How this affects Denville sellers
Denville includes a wide range of price points, from mid-market single-family homes to higher-end and lakefront properties. Listings at or above one million dollars are most likely to be affected. The seller-paid fee reduces net proceeds and may influence list strategy, pricing psychology around the one million threshold, and negotiation of credits or improvements. You may adjust list price, timing, or terms to balance buyer expectations with the new closing cost reality.
Estimating your fee
The fee is graduated, with rates between 1 percent and 3.5 percent. Published summaries describe tiers, but the exact bracket breakpoints and whether a tier applies to the full price or only a portion should be confirmed in official sources. Use these illustrations to get a feel for the math:
- 1,000,000 dollars sale at 1.0 percent equals 10,000 dollars fee.
- 1,250,000 dollars sale at 1.0 percent equals 12,500 dollars fee if the 1 percent tier applies at this level.
- 1,500,000 dollars sale at 1.5 percent equals 22,500 dollars if that tier applies.
- 2,000,000 dollars sale at 2.5 percent equals 50,000 dollars.
- 3,000,000 dollars sale at 3.5 percent equals 105,000 dollars.
These are examples to help you visualize potential impacts. Your actual rate and calculation method will depend on the statutory tiers and guidance at the time of closing.
Pricing and negotiation strategies
If your property is near the one million dollar mark, pricing strategy matters. You can:
- Price just below the threshold if market comps support it and your goal is to expand the buyer pool and avoid triggering the fee.
- Price above the threshold and account for the seller-paid fee in your net sheet, then focus on presentation and exposure to reach qualified buyers.
- Use concessions and credits wisely so the fee does not derail your target net. You might adjust list price or negotiate repairs with the fee in mind.
A clear plan can help you stay confident during negotiations and inspection periods.
Contract and closing logistics
Title companies, attorneys, and lenders will update forms and settlement procedures to collect and remit the fee. Expect revised closing disclosures, state forms, and payoff calculations that show the fee as a seller expense when applicable. If your contract allocates costs differently, make sure every party understands how remittance will occur and how any reimbursements are documented.
Scenarios Denville sellers may face
- Contract signed before July 10, closing after: If liability is tied to the closing or recording date, the new fee may apply even with an earlier contract. If there is a grandfathering rule, you may avoid it. Confirm with the statute and your advisors.
- Contract signed after July 10: The new fee applies when the price meets the threshold, with the seller responsible by default unless the parties validly agree otherwise.
- Contract that shifts costs to the buyer: Private allocation may be possible, but state rules and closing procedures often require the seller to remit the fee.

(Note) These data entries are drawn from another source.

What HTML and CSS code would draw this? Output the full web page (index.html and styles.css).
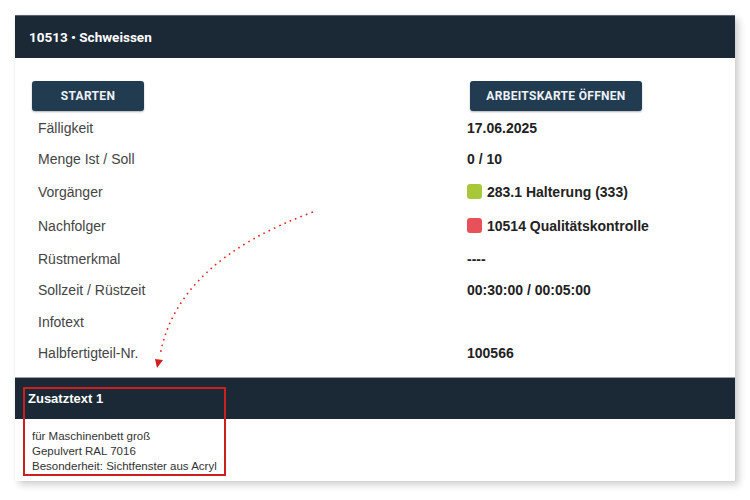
FILE: index.html
```html
<!DOCTYPE html>
<html lang="de">
<head>
<meta charset="utf-8">
<title>10513 • Schweissen</title>
<link rel="stylesheet" href="styles.css">
</head>
<body>
<div class="card">
  <div class="card-header">10513 • Schweissen</div>
  <div class="card-body">
    <div class="grid">
      <div class="cell-btn"><button class="btn btn-start">STARTEN</button></div>
      <div class="cell-btn"><button class="btn btn-open">ARBEITSKARTE ÖFFNEN</button></div>

      <div class="label">Fälligkeit</div><div class="value">17.06.2025</div>
      <div class="label">Menge Ist / Soll</div><div class="value">0 / 10</div>
      <div class="label tall">Vorgänger</div><div class="value tall"><span class="sq sq-green"></span>283.1 Halterung (333)</div>
      <div class="label tall">Nachfolger</div><div class="value tall"><span class="sq sq-red"></span>10514 Qualitätskontrolle</div>
      <div class="label">Rüstmerkmal</div><div class="value">----</div>
      <div class="label">Sollzeit / Rüstzeit</div><div class="value">00:30:00 / 00:05:00</div>
      <div class="label">Infotext</div><div class="value"></div>
      <div class="label">Halbfertigteil-Nr.</div><div class="value">100566</div>
    </div>
  </div>
  <div class="sub-header">Zusatztext 1</div>
  <div class="sub-body">
    <div>für Maschinenbett groß</div>
    <div>Gepulvert RAL 7016</div>
    <div>Besonderheit: Sichtfenster aus Acryl</div>
  </div>
  <div class="highlight"></div>
</div>
<svg class="arrow" width="750" height="500" viewBox="0 0 750 500">
  <path d="M313 212 Q176 262 160 356" fill="none" stroke="#e0241f" stroke-width="1.6" stroke-dasharray="1.6 4.2"/>
  <polygon points="155,359 163,360 157,368" fill="#d01f1c"/>
</svg>
</body>
</html>
```
FILE: styles.css
```css
html, body {
  margin: 0;
  padding: 0;
  background: #ffffff;
}
body {
  width: 750px;
  height: 500px;
  position: relative;
  font-family: "Liberation Sans", Arial, sans-serif;
  overflow: hidden;
}
.card {
  position: relative;
  margin: 15px 0 0 15px;
  width: 720px;
  background: #ffffff;
  box-shadow: 4px 4px 7px rgba(0, 0, 0, 0.18), 0 0 2px rgba(0, 0, 0, 0.08);
}
.card-header {
  height: 43px;
  box-sizing: border-box;
  border-top: 1px solid #5a6470;
  background: #1b2836;
  color: #ffffff;
  font-family: Roboto, "Liberation Sans", sans-serif;
  font-weight: 700;
  font-size: 13.5px;
  display: flex;
  align-items: center;
  padding-left: 14px;
}
.card-body {
  padding: 23px 0 8px 17px;
}
.grid {
  display: grid;
  grid-template-columns: 435px 1fr;
}
.cell-btn {
  height: 31px;
}
.cell-btn + .cell-btn {
  padding-left: 3px;
}
.btn {
  height: 30px;
  border: none;
  border-radius: 3px;
  background: #213b51;
  color: #eef2f5;
  font-family: Roboto, "Liberation Sans", sans-serif;
  font-weight: 700;
  font-size: 12px;
  letter-spacing: 0.3px;
  box-shadow: 0 1px 2px rgba(0, 0, 0, 0.3);
  padding: 0;
}
.btn-start {
  width: 112px;
}
.btn-open {
  width: 172px;
}
.label, .value {
  height: 31.5px;
  display: flex;
  align-items: center;
  font-size: 14px;
}
.label {
  padding-left: 6px;
  color: #444444;
}
.value {
  font-weight: 700;
  color: #222222;
}
.label.tall, .value.tall {
  height: 34px;
}
.sq {
  display: inline-block;
  width: 15px;
  height: 15px;
  border-radius: 3px;
  margin-right: 5px;
  position: relative;
  top: -1px;
}
.sq-green {
  background: #a8c83a;
}
.sq-red {
  background: #e8505a;
}
.sub-header {
  height: 42px;
  box-sizing: border-box;
  border-top: 1px solid #9aa0a6;
  background: #1b2836;
  color: #ffffff;
  font-weight: 700;
  font-size: 13px;
  display: flex;
  align-items: center;
  padding-left: 13px;
}
.sub-body {
  padding: 10px 0 7px 17px;
  font-size: 11.5px;
  line-height: 15px;
  color: #333333;
}
.highlight {
  position: absolute;
  left: 8px;
  top: 372px;
  width: 199px;
  height: 85px;
  border: 2px solid #cc1f1f;
}
.arrow {
  position: absolute;
  left: 0;
  top: 0;
  pointer-events: none;
}
```
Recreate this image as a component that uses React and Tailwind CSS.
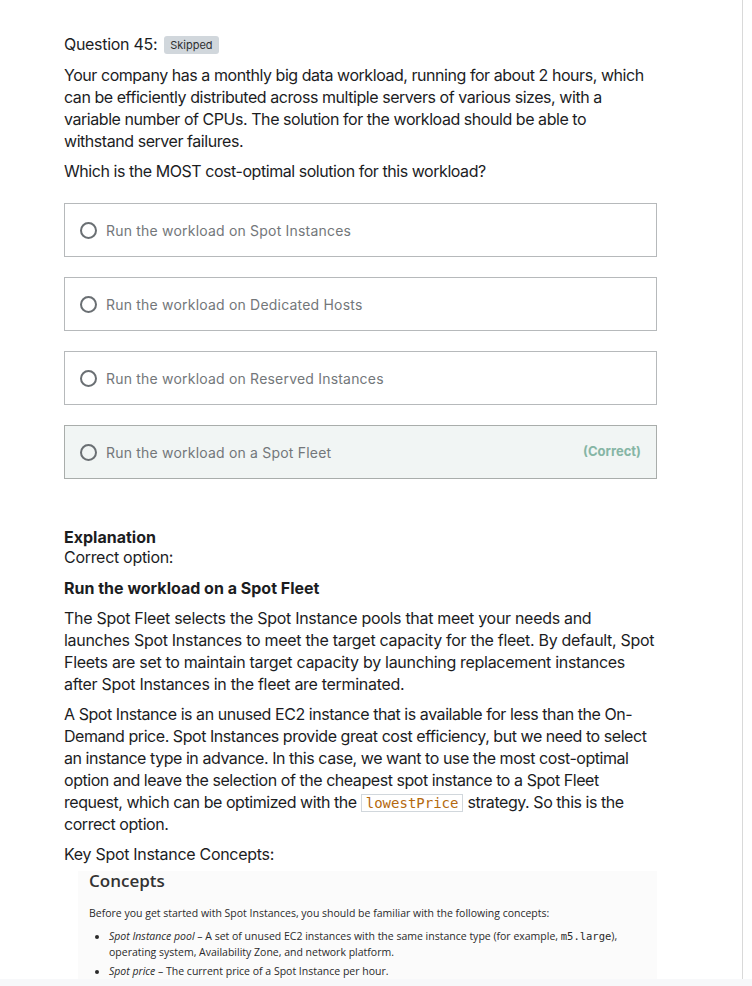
import React from "react";

const options = [
  { text: "Run the workload on Spot Instances" },
  { text: "Run the workload on Dedicated Hosts" },
  { text: "Run the workload on Reserved Instances" },
  { text: "Run the workload on a Spot Fleet", correct: true },
];

export default function App() {
  return (
    <div className="w-[752px] h-[986px] overflow-hidden bg-white flex flex-col" style={{ fontFamily: "Inter, 'Liberation Sans', sans-serif" }}>
      <div className="flex-1 flex overflow-hidden">
        <div className="w-[743px] border-r border-[#d9d9d9] overflow-hidden">
          <div className="pl-[64px] w-[657px] pt-[33px] text-[#1c1d1f]">
            <div className="flex items-center gap-[7px] h-[22px]">
              <span className="text-[16px] tracking-[-0.3px]">Question 45:</span>
              <span className="bg-[#d1d7dc] text-[#2d2f31] text-[11px] leading-[18px] px-[6px] rounded-[3px] mt-[1px]">Skipped</span>
            </div>
            <p className="mt-[9px] text-[16px] leading-[22px] tracking-[-0.45px]">
              Your company has a monthly big data workload, running for about 2 hours, which can be efficiently distributed across multiple servers of various sizes, with a variable number of CPUs. The solution for the workload should be able to withstand server failures.
            </p>
            <p className="mt-[8px] text-[16px] leading-[22px] tracking-[-0.45px]">Which is the MOST cost-optimal solution for this workload?</p>
            <div className="mt-[21px] flex flex-col gap-[20px]">
              {options.map((o, i) => (
                <div
                  key={i}
                  className={`h-[54px] border px-[15px] flex items-center ${o.correct ? "bg-[#f1f5f4] border-[#a9adab]" : "bg-white border-[#b6b9bb]"}`}
                >
                  <span className="w-[17px] h-[17px] rounded-full border-2 border-[#6a6f73] shrink-0"></span>
                  <span className="ml-[9px] text-[14px] text-[#73777a] tracking-[0.2px]">{o.text}</span>
                  {o.correct && <span className="ml-auto text-[13px] font-bold text-[#86b5a5]">(Correct)</span>}
                </div>
              ))}
            </div>
            <div className="mt-[48px] text-[16px] leading-[20px] tracking-[-0.3px]">
              <div className="font-bold tracking-[0px]">Explanation</div>
              <div>Correct option:</div>
              <div className="mt-[10px] font-bold leading-[22px] tracking-[0px]">Run the workload on a Spot Fleet</div>
              <p className="mt-[8px] leading-[22px]">
                The Spot Fleet selects the Spot Instance pools that meet your needs and launches Spot Instances to meet the target capacity for the fleet. By default, Spot Fleets are set to maintain target capacity by launching replacement instances after Spot Instances in the fleet are terminated.
              </p>
              <p className="mt-[8px] leading-[22px] tracking-[-0.45px]">
                A Spot Instance is an unused EC2 instance that is available for less than the On-Demand price. Spot Instances provide great cost efficiency, but we need to select an instance type in advance. In this case, we want to use the most cost-optimal option and leave the selection of the cheapest spot instance to a Spot Fleet request, which can be optimized with the{" "}
                <code className="border border-[#d1d7dc] text-[#b4690e] text-[14px] leading-[16px] px-[4px] tracking-normal" style={{ fontFamily: "'DejaVu Sans Mono', monospace" }}>lowestPrice</code>{" "}
                strategy. So this is the correct option.
              </p>
              <p className="mt-[8px] leading-[22px]">Key Spot Instance Concepts:</p>
              <div className="mt-[6px] ml-[14px] w-[579px] h-[120px] bg-[#fbfbfb] pl-[11px] pt-0 text-[#2a2a2a] tracking-normal" style={{ fontFamily: "'Open Sans', sans-serif" }}>
                <div className="text-[17px] leading-[20px] font-semibold text-[#333]">Concepts</div>
                <div className="mt-[15px] text-[10.5px] leading-[14px]">Before you get started with Spot Instances, you should be familiar with the following concepts:</div>
                <ul className="mt-[8px] text-[10.5px] list-disc pl-[20px] w-[545px]">
                  <li className="leading-[16px]"><i>Spot Instance pool</i> – A set of unused EC2 instances with the same instance type (for example, <span style={{ fontFamily: "'DejaVu Sans Mono', monospace" }}>m5.large</span>),<br />operating system, Availability Zone, and network platform.</li>
                  <li className="mt-[3px] leading-[16px]"><i>Spot price</i> – The current price of a Spot Instance per hour.</li>
                </ul>
              </div>
            </div>
          </div>
        </div>
      </div>
      <div className="h-[7px] bg-[#f7f8fa] shrink-0"></div>
    </div>
  );
}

Any side agreement should be reflected clearly in the contract and closing documents.
Action plan for Denville listings
- Run net proceeds at multiple price points near and above one million dollars.
- Discuss timing for listing launch, offer deadlines, and desired closing date.
- Prepare premium presentation to support your price and reduce days on market. Strong staging, photography, and marketing help justify value and keep you in control of terms.
- Coordinate early with your title company and attorney to confirm calculation method, forms, and remittance steps.
- If you already have a signed contract, confirm whether your deal is subject to the new fee and whether you need contract language or escrow instructions to address it.
Selling a higher-end or lakefront home in Denville deserves a clear plan that aligns price, timing, and presentation. You will feel more confident when your net sheet, contract terms, and closing steps are in sync with New Jersey’s updated rules. If you want a local, data-informed strategy paired with premium marketing, let’s talk about your goals and the best path forward.
Ready to plan your sale with local guidance and premium presentation? Request a complimentary home valuation with Unknown Company.
FAQs
What is New Jersey’s new mansion tax for 2025?
- New Jersey adopted a Graduated Percent Fee on residential sales at or above one million dollars, with rates from 1 percent to 3.5 percent and the seller responsible by default.
Who pays the fee in a Denville home sale over $1 million?
- The seller pays by default under the new structure, although contracts can allocate costs differently if handled in compliance with closing and remittance rules.
Does the effective date apply to contract or closing?
- The effective date is July 10, 2025, and applicability depends on statutory transition rules that clarify whether contract, closing, or recording controls.
How might this change affect my listing price strategy?
- If your price is near $1 million, you may price just below the threshold or price above and plan for the fee in your net proceeds while maximizing presentation and exposure.
What should I ask my title company or attorney before closing?
- Confirm the applicable rate, how the fee is calculated, who remits it at closing, and whether your contract’s cost allocations require any special documentation.